Stated exercise:
Work through the data below and give the number of lines holding "styles", nothing more.

Raw records:
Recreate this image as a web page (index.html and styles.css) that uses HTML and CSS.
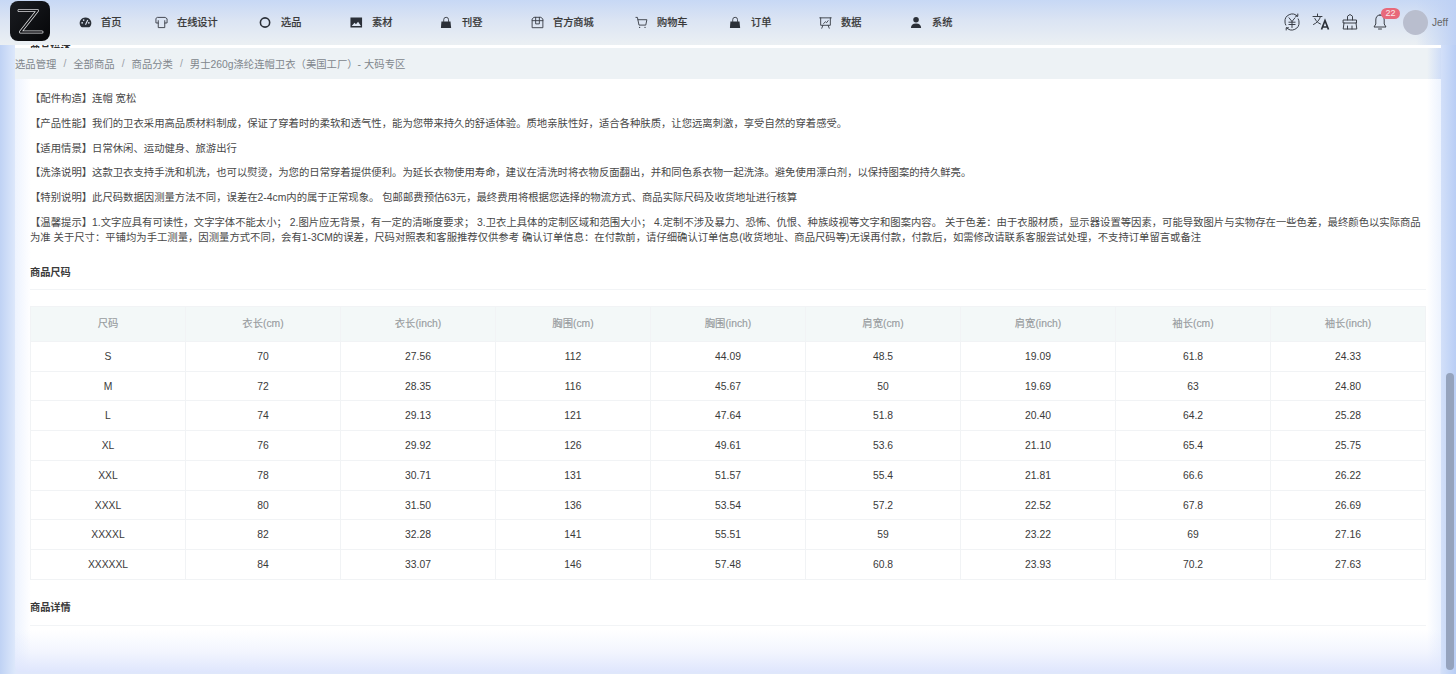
FILE: index.html
```html
<!DOCTYPE html>
<html lang="zh">
<head>
<meta charset="utf-8">
<title>商品详情</title>
<link rel="stylesheet" href="styles.css">
</head>
<body>
<header class="topbar">
  <div class="logo">
    <svg viewBox="0 0 40 40" width="40" height="40"><path class="z-out" d="M9 9.5H27.5L10.5 31H32"/><path class="z-in" d="M9 9.5H27.5L10.5 31H32"/></svg>
  </div>
  <nav class="nav">
    <a class="nav-item"><svg class="ico" viewBox="0 0 14 14"><path class="fill" d="M7 1.500A6.200 6.200 0 0 0 2 11.400c.3.4.7.6 1.200.6h7.600c.5 0 .9-.2 1.200-.6A6.200 6.200 0 0 0 7 1.500z"/><circle class="hole" cx="3.400" cy="7.400" r=".9"/><circle class="hole" cx="5" cy="4.400" r=".9"/><circle class="hole" cx="10.600" cy="7.400" r=".9"/><path class="hole-line" d="M9.400 4.300 7 9.300"/></svg><span>首页</span></a>
    <a class="nav-item"><svg class="ico" viewBox="0 0 14 14"><path class="line" d="M3 1.500H11L13 3V7.500H10.500V12.500H3.500V7.500H1V3zM3.500 5V7.500M10.500 5V7.500"/></svg><span>在线设计</span></a>
    <a class="nav-item"><svg class="ico" viewBox="0 0 14 14"><circle class="ring" cx="6.500" cy="7" r="5"/></svg><span>选品</span></a>
    <a class="nav-item"><svg class="ico" viewBox="0 0 14 14"><path class="fill" fill-rule="evenodd" d="M.5 1.500h12.500v11H.5zM1.800 10.800h10L8.700 6.200 6.400 9 4.900 7.400z"/><circle class="fill" cx="4.200" cy="4.400" r="1"/></svg><span>素材</span></a>
    <a class="nav-item"><svg class="ico" viewBox="0 0 14 14"><path class="fill" d="M1.500 6h9.800l.7 7H1z"/><path class="line" d="M4 6V4a2.600 2.600 0 0 1 5.200 0v2"/></svg><span>刊登</span></a>
    <a class="nav-item"><svg class="ico" viewBox="0 0 14 14"><path class="line" d="M1.200 5V12.600H12.800V3.200L10.600 1.400H3.200L1.200 3.200V5H12.800M5 1.400V8.500H9V1.400"/></svg><span>官方商城</span></a>
    <a class="nav-item"><svg class="ico" viewBox="0 0 14 14"><path class="line" d="M1 1.500H2.600L4.300 9.800H11.600L12.800 4H3.200"/><circle class="fill" cx="5" cy="12.200" r=".7"/><circle class="fill" cx="10.800" cy="12.200" r=".7"/></svg><span>购物车</span></a>
    <a class="nav-item"><svg class="ico" viewBox="0 0 14 14"><path class="fill" d="M1.500 6h9.800l.7 7H1z"/><path class="line" d="M4 6V4a2.600 2.600 0 0 1 5.200 0v2"/></svg><span>订单</span></a>
    <a class="nav-item"><svg class="ico" viewBox="0 0 14 14"><path class="line" d="M.8 2H13.200M1.800 2V10H12.200V2M4.200 10 3 13.200M9.800 10 11 13.200M5 8 7 6.200 8.200 7.200 9.800 5"/></svg><span>数据</span></a>
    <a class="nav-item"><svg class="ico" viewBox="0 0 14 14"><circle class="fill" cx="6.500" cy="4" r="3"/><path class="fill" d="M1 13c0-3 1.800-5 5.500-5S12 10 12 13z"/></svg><span>系统</span></a>
  </nav>
  <div class="tools">
    <svg class="tool" viewBox="0 0 18 18"><path class="line" d="M14.500 3.200A7.300 7.300 0 0 0 2 9c0 1.200.3 2.200.8 3.100M3.500 14.800A7.300 7.300 0 0 0 16 9c0-1.200-.3-2.200-.8-3.100M12.500 3.200h2.300V1M5.500 14.800H3.200V17M6 4.800 9 8.500 12 4.800M5.900 9.200H12.100M5.900 11.500H12.100M9 8.500V14.500"/></svg>
    <svg class="tool" viewBox="0 0 18 18"><path class="line" d="M1 3.500H10M5.500 1V3.500M8.500 3.500C7.500 7 5 10 1.500 11.500M2.800 5.500C4 8 6 10 8.500 11"/><path class="heavy" d="M9.500 16.500 13 7.500 16.500 16.500M10.700 14H15.300"/></svg>
    <svg class="tool" viewBox="0 0 18 18"><path class="line" d="M6.500 7V3.200L9 1.500 11.500 3.200V7M2.500 7H15.500V10H2.500zM3 10 2.200 16H15.800L15 10M6.500 16V13M11 16V13"/></svg>
    <div class="bell">
      <svg class="tool" viewBox="0 0 18 18"><path class="line" d="M9 2C6 2 4.800 4.300 4.800 7V11L3 14H15L13.200 11V7C13.200 4.300 12 2 9 2zM7.500 16H10.500"/></svg>
      <span class="badge">22</span>
    </div>
    <div class="avatar"></div>
    <span class="user">Jeff</span>
  </div>
</header>

<div class="shell">
  <main class="panel">
    <div class="peek"><h3 class="peek-title">商品描述</h3></div>
    <div class="crumbs">
      <span>选品管理</span><i>/</i><span>全部商品</span><i>/</i><span>商品分类</span><i>/</i><span>男士260g涤纶连帽卫衣（美国工厂）- 大码专区</span>
    </div>
    <div class="content">
      <p>【配件构造】连帽 宽松</p>
      <p>【产品性能】我们的卫衣采用高品质材料制成，保证了穿着时的柔软和透气性，能为您带来持久的舒适体验。质地亲肤性好，适合各种肤质，让您远离刺激，享受自然的穿着感受。</p>
      <p>【适用情景】日常休闲、运动健身、旅游出行</p>
      <p>【洗涤说明】这款卫衣支持手洗和机洗，也可以熨烫，为您的日常穿着提供便利。为延长衣物使用寿命，建议在清洗时将衣物反面翻出，并和同色系衣物一起洗涤。避免使用漂白剂，以保持图案的持久鲜亮。</p>
      <p>【特别说明】此尺码数据因测量方法不同，误差在2-4cm内的属于正常现象。 包邮邮费预估63元，最终费用将根据您选择的物流方式、商品实际尺码及收货地址进行核算</p>
      <p>【温馨提示】1.文字应具有可读性，文字字体不能太小； 2.图片应无背景，有一定的清晰度要求； 3.卫衣上具体的定制区域和范围大小； 4.定制不涉及暴力、恐怖、仇恨、种族歧视等文字和图案内容。 关于色差：由于衣服材质，显示器设置等因素，可能导致图片与实物存在一些色差，最终颜色以实际商品为准 关于尺寸：平铺均为手工测量，因测量方式不同，会有1-3CM的误差，尺码对照表和客服推荐仅供参考 确认订单信息：在付款前，请仔细确认订单信息(收货地址、商品尺码等)无误再付款，付款后，如需修改请联系客服尝试处理，不支持订单留言或备注</p>

      <h3 class="section size-title">商品尺码</h3>
      <table class="sizes">
        <thead>
          <tr><th>尺码</th><th>衣长(cm)</th><th>衣长(inch)</th><th>胸围(cm)</th><th>胸围(inch)</th><th>肩宽(cm)</th><th>肩宽(inch)</th><th>袖长(cm)</th><th>袖长(inch)</th></tr>
        </thead>
        <tbody>
          <tr><td>S</td><td>70</td><td>27.56</td><td>112</td><td>44.09</td><td>48.5</td><td>19.09</td><td>61.8</td><td>24.33</td></tr>
          <tr><td>M</td><td>72</td><td>28.35</td><td>116</td><td>45.67</td><td>50</td><td>19.69</td><td>63</td><td>24.80</td></tr>
          <tr><td>L</td><td>74</td><td>29.13</td><td>121</td><td>47.64</td><td>51.8</td><td>20.40</td><td>64.2</td><td>25.28</td></tr>
          <tr><td>XL</td><td>76</td><td>29.92</td><td>126</td><td>49.61</td><td>53.6</td><td>21.10</td><td>65.4</td><td>25.75</td></tr>
          <tr><td>XXL</td><td>78</td><td>30.71</td><td>131</td><td>51.57</td><td>55.4</td><td>21.81</td><td>66.6</td><td>26.22</td></tr>
          <tr><td>XXXL</td><td>80</td><td>31.50</td><td>136</td><td>53.54</td><td>57.2</td><td>22.52</td><td>67.8</td><td>26.69</td></tr>
          <tr><td>XXXXL</td><td>82</td><td>32.28</td><td>141</td><td>55.51</td><td>59</td><td>23.22</td><td>69</td><td>27.16</td></tr>
          <tr><td>XXXXXL</td><td>84</td><td>33.07</td><td>146</td><td>57.48</td><td>60.8</td><td>23.93</td><td>70.2</td><td>27.63</td></tr>
        </tbody>
      </table>
      <h3 class="section detail-title">商品详情</h3>
    </div>
  </main>
  <div class="rail"><div class="thumb"></div></div>
</div>
</body>
</html>
```

FILE: styles.css
```css
* { box-sizing: border-box; }

html, body { height: 100%; }

body {
  margin: 0;
  overflow: hidden;
  display: flex;
  flex-direction: column;
  font-family: "Liberation Sans", "Noto Sans CJK SC", sans-serif;
  color: #333;
  background:
    linear-gradient(to right, #bfd2f4 0, #dde8fb 15px, rgba(221, 232, 251, 0) 16px),
    linear-gradient(to left, #b9cef5 0, #d3e0f9 15px, rgba(211, 224, 249, 0) 16px),
    #dfe7fb;
}

/* top bar */
.topbar {
  height: 45px;
  flex: none;
  display: flex;
  align-items: flex-start;
  padding-left: 10px;
  background:
    linear-gradient(to left, #bed1f5 0, rgba(190, 209, 245, 0) 40px),
    linear-gradient(to bottom, #c7d8f5 0, #dbe4f3 20px, #ebf0f3 45px);
}

.logo {
  width: 40px;
  height: 40px;
  margin-top: 1px;
  border-radius: 8px;
  background: linear-gradient(135deg, #1b1d22, #050608);
  flex: none;
}

.logo svg { display: block; }

.z-out, .z-in {
  fill: none;
  stroke-linejoin: round;
  stroke-linecap: round;
}

.z-out { stroke: #dcdde0; stroke-width: 3; }
.z-in { stroke: #101114; stroke-width: 1.500; }

.nav {
  display: grid;
  grid-template-columns: 76px 104px 91px 90px 91px 104px 94px 90px 91px auto;
  margin-left: 29px;
  height: 42px;
  align-items: center;
}

.nav-item {
  display: flex;
  align-items: center;
  gap: 9px;
  font-size: 10.200px;
  font-weight: 500;
  color: #3a3a3a;
  -webkit-text-stroke: 0.15px #3a3a3a;
}

.ico { width: 13px; height: 13px; flex: none; margin-top: 2px; }

.fill { fill: #2b3038; }
.hole { fill: #e0e7f3; }
.hole-line { fill: none; stroke: #e0e7f3; stroke-width: 1.2; }
.line { fill: none; stroke: #3a3f47; stroke-width: 1; stroke-linejoin: round; stroke-linecap: round; }
.heavy { fill: none; stroke: #2b3038; stroke-width: 1.7; }
.ring { fill: none; stroke: #2b3038; stroke-width: 1.7; }

.tools {
  margin-left: auto;
  height: 44px;
  display: flex;
  align-items: center;
  gap: 11px;
  padding-right: 8px;
}

.tool { width: 18px; height: 18px; display: block; flex: none; }

.bell { position: relative; margin-left: 1px; }

.badge {
  position: absolute;
  left: 10px;
  top: -5px;
  width: 19px;
  height: 11px;
  border-radius: 6px;
  background: #e8697a;
  color: #fbe9ea;
  font-size: 9px;
  line-height: 11px;
  text-align: center;
}

.avatar {
  width: 25px;
  height: 25px;
  border-radius: 50%;
  background: #b9bece;
  margin-left: 3px;
  flex: none;
}

.user {
  font-size: 10px;
  color: #666;
  margin-left: -7px;
}

/* page body */
.shell {
  flex: 1;
  min-height: 0;
  display: flex;
  padding-left: 15px;
}

.panel {
  width: 1426px;
  flex: none;
  height: 627px;
  overflow: hidden;
  border-bottom-left-radius: 6px;
  border-bottom-right-radius: 6px;
  background:
    linear-gradient(to top, #dfe6fd 0, rgba(223, 230, 253, 0.4) 20px, rgba(255, 255, 255, 0) 42px),
    linear-gradient(to right, #edf3fe 0, rgba(237, 243, 254, 0) 16px),
    linear-gradient(to left, #edf3fe 0, rgba(237, 243, 254, 0) 14px),
    #fff;
}

.peek {
  height: 3px;
  overflow: hidden;
  background: #fff;
  padding-left: 15px;
}

.peek-title {
  margin: -3px 0 0;
  font-size: 10.200px;
  line-height: 14px;
  font-weight: 700;
  color: #333;
}

.crumbs {
  height: 31px;
  display: flex;
  align-items: center;
  font-size: 10.350px;
  color: #80868c;
  background:
    linear-gradient(to left, #cfddf7 0, rgba(207, 221, 247, 0) 14px),
    #edf2f5;
}

.crumbs i {
  font-style: normal;
  color: #9aa0a6;
  margin: 0 7px;
}

.content {
  padding: 12px 15px 0;
  font-size: 10.350px;
  line-height: 15px;
  color: #484848;
}

.content p { margin: 0 0 9.800px; }

.section {
  margin: 0;
  font-size: 10.200px;
  font-weight: 700;
  line-height: 15px;
  color: #3a3a3a;
  border-bottom: 1px solid #f2f4f6;
}

.size-title { margin-top: 20px; padding-bottom: 9px; margin-bottom: 16px; }

.detail-title { margin-top: 20px; padding-bottom: 10px; }

.sizes {
  width: 1396px;
  table-layout: fixed;
  border-collapse: collapse;
  text-align: center;
  font-size: 10.350px;
}

.sizes th, .sizes td {
  border: 1px solid #f1f3f5;
  padding: 0;
}

.sizes th {
  height: 35px;
  background: #f3f8f8;
  font-weight: 400;
  color: #989c9f;
  -webkit-text-stroke: 0.15px #989c9f;
}

.sizes td {
  height: 29.750px;
  color: #3a3a3a;
}

/* scrollbar */
.rail {
  flex: 1;
  padding: 328px 2px 0 5px;
}

.thumb {
  height: 297px;
  border-radius: 4px;
  background: #95a3bd;
}
```
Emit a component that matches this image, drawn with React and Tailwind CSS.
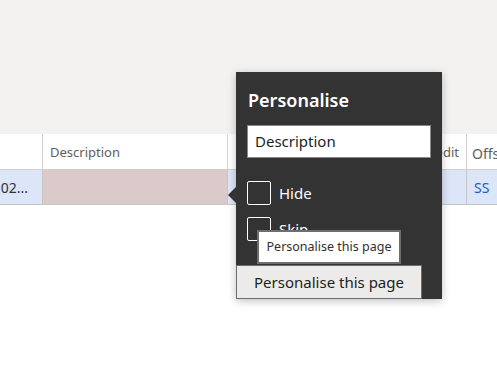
export default function App() {
  return (
    <div
      className="relative w-[497px] h-[376px] overflow-hidden bg-white"
      style={{ fontFamily: '"Noto Sans", "Open Sans", sans-serif' }}
    >
      <div className="h-[134px] bg-[#f3f2f1]"></div>

      {/* table */}
      <div className="flex h-[36px] border-b border-[#d2d0ce] text-[13px] text-[#605e5c]">
        <div className="w-[43px] border-r border-[#d2d0ce]"></div>
        <div className="w-[185px] border-r border-[#d2d0ce] flex items-center pl-[7px] pt-[3px]">Description</div>
        <div className="w-[239px] border-r border-[#d2d0ce] flex items-center justify-end pr-[7px] pt-[3px]">Credit</div>
        <div className="flex-1 flex items-center pl-[5px] pt-[3px] text-[14px] whitespace-nowrap overflow-hidden">Offset</div>
      </div>
      <div className="flex h-[35px] border-b border-[#c8c6c4] bg-[#dce6f8] text-[14px]">
        <div className="w-[43px] border-r border-[#c8c6c4] flex items-center justify-end pr-[14px] text-[#323130] overflow-hidden whitespace-nowrap">02...</div>
        <div className="w-[185px] border-r border-[#c8c6c4] bg-[#dccaca]"></div>
        <div className="w-[239px] border-r border-[#c8c6c4]"></div>
        <div className="flex-1 flex items-center pl-[7px] text-[#1b5fc1]">SS</div>
      </div>

      {/* personalise panel */}
      <div className="absolute left-[236px] top-[72px] w-[206px] h-[227px] bg-[#333333] shadow-[0_2px_8px_rgba(0,0,0,0.25)]">
        <div className="absolute left-[-8px] top-[115px] w-0 h-0 border-y-[8px] border-y-transparent border-r-[8px] border-r-[#333333]"></div>
        <div className="pl-[12px] pt-[16px] text-white text-[18px] font-semibold leading-[24px]">Personalise</div>
        <div className="mx-[11px] mt-[13px] h-[33px] bg-white border border-[#8a8886] flex items-center pl-[7px] text-[15px] text-[#201f1e]">
          Description
        </div>
        <div className="mt-[23px] pl-[11px] flex flex-col gap-[12px]">
          <div className="flex items-center gap-[8px]">
            <div className="w-[24px] h-[24px] border border-white rounded-[2px]"></div>
            <span className="text-white text-[15px]">Hide</span>
          </div>
          <div className="flex items-center gap-[8px]">
            <div className="w-[24px] h-[24px] border border-white rounded-[2px]"></div>
            <span className="text-white text-[15px]">Skip</span>
          </div>
        </div>
        <div className="absolute left-[21px] top-[158px] w-[144px] h-[34px] bg-white border-2 border-[#6e6e6e] flex items-center justify-center text-[12.5px] text-[#323130] whitespace-nowrap">
          Personalise this page
        </div>
        <button className="absolute left-0 top-[193px] w-[186px] h-[34px] bg-[#edebe9] border border-[#6e6e6e] text-[15px] text-[#201f1e] flex items-center justify-center">
          Personalise this page
        </button>
      </div>
    </div>
  );
}
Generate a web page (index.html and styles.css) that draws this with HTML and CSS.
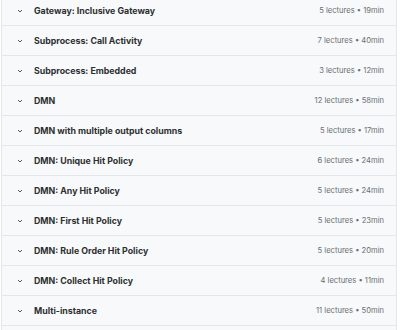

Task solution:
4